Остальных кололи «пистолетами» насухо. Начмед молчал, какая ему разница.
Самое хреновое в обязанностях коменданта — организовывать похороны военнослужащего. Как-то, уже на «гражданке», я встретил своего бывшего командира полка. Тот был сильно напуган: во время ремонта у него на квартире погиб рабочий.
— Чего вы переживаете? Помните, у Вас в полку солдат застрелился, так Вы его хотели завернутым в плащпалатку закопать в канаве и сказать, что сбежал?
Действительно, был такой случай.
— Так это же в армии.
— А это на гражданке, в юридической практике такое называется «несчастный случай». Только не говорите, что вы его поили.
Покойного солдата надлежало отправить на родину, это мороки, еботы. В городе не было ни одного бюро ритуальныъх услуг, поэтому их оказывала часть, где служил покойный. А завод Жвилина специализировался на цинковых гробах. Ох, и драл же, сволочь, немилосердно: литров десять за оббитый цинком гроб. Нашли ящик от запчастей, придали ему гробообразную форму. Меряли живым солдатом:
— Ложись.
— Я боюсь.
— Ложись, ёб твою мать! Ну как, нормально, не жмёт?
Согласно наставления по ведению ротного хозяйства, покойнику выдаются со склада две простыни, наволочка и госпитальные тапочки, все остальное — из подразделения.
Проблема заключалась в том, что в госпитале или на заводе парадку могли украсть и перепродать строителям. Одного раба Божьего обворовывали два раза. В конце концов плюнули и порезали китель на спине. И тут, как на грех, мамаше вздумалось посмотреть, не били ли сынка перед смертью: перевернула, а там — все располосовано бритвой. Ох, и вою было! Пришлось одевать в четвертый раз. В то время интерес родителей к причинам смерти солдата был сугубо платоническим. С точки зрения закона, они ничего не могли доказать.

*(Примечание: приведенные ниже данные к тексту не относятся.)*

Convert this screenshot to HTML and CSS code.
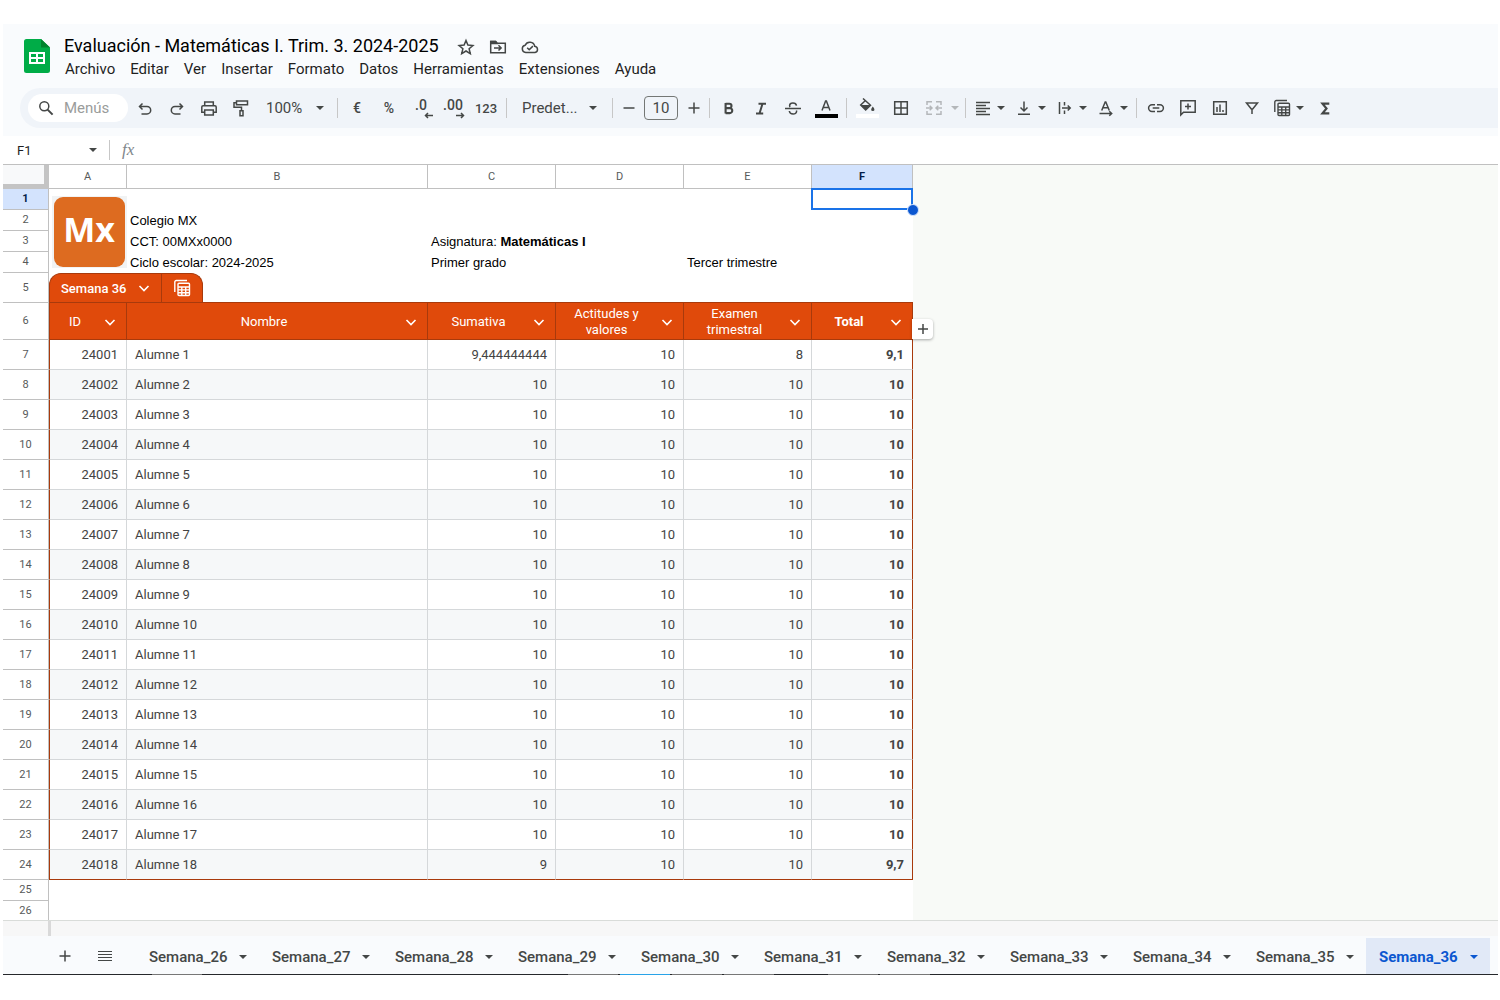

Военное кладбище находилось на 13-й площадке. Чтобы его ни с чем не перепутали, на входе стояла палка с перекладиной, на которой висела ржавая табличка: «Место погребения военнослужащих и членов их семей». При погребении возникали две проблемы. Провести покойника через КПП, для чего нужно было оформить на него материальный пропуск, как на вещь, которая пересекала границу полигона. И самое сложное — найти кладбищенского сторожа, чтобы он указал место для могилы, и, главное, дал справку о захоронении, для того, чтобы живущие родственники могли указать в личных делах место захоронения, как этого требовал КГБ при оформлении на допуск: «Умер там-то, захоронен там-то». Брал сторож недорого: всего литра два спирта. Но тот, кто рисковал похоронить без его ведома, мог и нарваться: сторож выкапывал покойников и поднимал скандал. Закон был на его стороне.
Кладбище выглядело уныло и мерзко: земля, как асфальт, копаешь — искры сыпятся. На Судный день они вряд ли встанут. Место проклятое. В шестидесятые годы прямо на кладбище упал самолет с детьми. Вокруг — выжженная солнцем пустыня, могилы выдуты ветром, дёрна нет, поэтому над ямой на курьих ножках возвышается пирамидка со ржавой звездой. Ветер гоняет истлевшие солдатские фуражки с предусмотрительно прорезанным верхом — чтобы казахи не воровали. Оградки повалены. При новых похоронах брали оградки со старых могил, красили и ставили. По кладбищу можно было изучать историю полигона. Больше всего гибло людей в пятидесятые-шестидесятые годы, в основном солдат. Тогда не жалели человеческий материал для достижения имперских целей. Ракеты летали не только на гептиле, но и на крови первопроходцев Байконура.